To even begin chipping away at this colossal debt, we would need a surplus exceeding $100 billion. Yet, let’s not forget that we are already hemorrhaging an astonishing $500 billion in expenditures.

The magnitude of this financial predicament is beyond comprehension, and it seems unfathomable that Australia will ever manage to generate a surplus substantial enough to repay its mounting debt.

In a feeble attempt to tackle this grave issue, the government’s 2022-23 Federal Budget unveiled a paltry allocation of an additional $652.6 million to the ATO Tax Avoidance Taskforce. These measures, stretched over a mere two years until 30 June 2025, are projected to yield a meager extra $2.1 billion.

This meager sum is just the tip of the iceberg in what can only be described as a feeble attempt at “Raising Taxes” – a desperate scramble to salvage our dire financial situation.

It will get worse!

For taxpayers who are employees, planning for their retirement will become more and more difficult. 

For employees, tax is taken first (under the PAYG system) and they are left with the balance to work with. 

Over the next 10 years and as Australia begins to repay its debt, being proactive and on top of your numbers, become more and more important. Otherwise, you may end up being in the 95 per cent who require financial assistance in your old age. 

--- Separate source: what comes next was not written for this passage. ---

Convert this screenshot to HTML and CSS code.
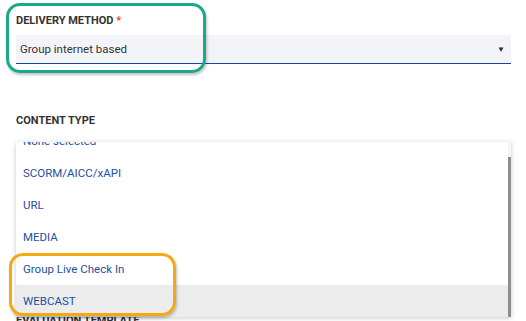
FILE: index.html
```html
<!DOCTYPE html>
<html lang="en">
<head>
  <meta charset="UTF-8" />
  <meta name="viewport" content="width=device-width, initial-scale=1.0"/>
  <title>Course Settings</title>
  <link rel="stylesheet" href="styles.css">
</head>
<body>
  <div class="form">
    <div class="field">
      <label class="field-label">Delivery Method <span class="req">*</span></label>
      <div class="select">
        <span>Group internet based</span>
        <span class="arrow">&#9660;</span>
      </div>
    </div>

    <div class="field field-type">
      <label class="field-label">Content Type</label>
      <div class="menu">
        <ul class="menu-list">
          <li>None selected</li>
          <li>SCORM/AICC/xAPI</li>
          <li>URL</li>
          <li>MEDIA</li>
          <li>Group Live Check In</li>
          <li class="active">WEBCAST</li>
        </ul>
        <div class="scrollbar"><div class="thumb"></div></div>
      </div>
    </div>

    <label class="field-label next-label">Evaluation Template</label>

    <div class="mark mark-green"></div>
    <div class="mark mark-orange"></div>
  </div>
</body>
</html>
```

FILE: styles.css
```css
body { margin: 0; font-family: Roboto, "Liberation Sans", sans-serif; background: #fff; overflow: hidden; }
.form { position: relative; padding: 14px 15px 0 16px; }

.field-label {
  display: block; font-size: 11px; line-height: 13px; font-weight: 700;
  color: #333; text-transform: uppercase;
}
.req { color: #e0462e; }

.select {
  margin-top: 8px; height: 28px; background: #f3f4f8;
  border-bottom: 1px solid #1447a3;
  display: flex; align-items: center; justify-content: space-between;
  padding: 0 6px 0 4px; font-size: 11.5px; color: #333;
}
.arrow { font-size: 8px; color: #2b2f36; }

.field-type { margin-top: 50px; }
.menu {
  position: relative; z-index: 1;
  margin-top: 15px; height: 175px; display: flex; background: #fff;
  box-shadow: 0 1px 5px rgba(0, 0, 0, 0.22);
}
.menu-list {
  flex: 1; list-style: none; margin: 0; padding: 0; overflow: hidden;
}
.menu-list li {
  height: 32px; line-height: 32px; padding-left: 7px;
  font-size: 11.5px; color: #1f4fa3;
}
.menu-list li:first-child { margin-top: -17px; }
.menu-list li.active { background: #ececec; }

.scrollbar { width: 3px; padding-top: 15px; background: #f4f4f4; }
.thumb { height: 100%; background: #8e8e8e; }

.next-label { margin-top: -3px; }

.mark {
  position: absolute; z-index: 2; border-radius: 14px;
  box-shadow: 1px 2px 3px rgba(0, 0, 0, 0.25);
}
.mark-green { left: 6px; top: 3px; width: 194px; height: 64px; border: 3px solid #19a98a; }
.mark-orange { left: 9px; top: 253px; width: 161px; height: 57px; border: 3px solid #f4a814; }
```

So you have to take control of your wealth. The rich use the incentives and tax offsets contained within the tax system to their fullest to minimise any tax payable thereon. 

This applies both at a business level and a personal level. If you are an employee, save as much as possible to begin investing in assets that will grow in value such as real estate. 

Now that you know that our ATO is BROKE, you have to be proactive to stay ahead of the system and ahead of the majority of people who are unfortunately stuck in the rat race.

I hope this blog gives you the drive and determination to build yourself a better future because we now both know, our government is falling short. 

Thanks for reading.

Disclaimer: This video does not take into account your personal financial position and can not be interpreted as financial advice. The numbers in this presentation are a guide only and should be considered as such.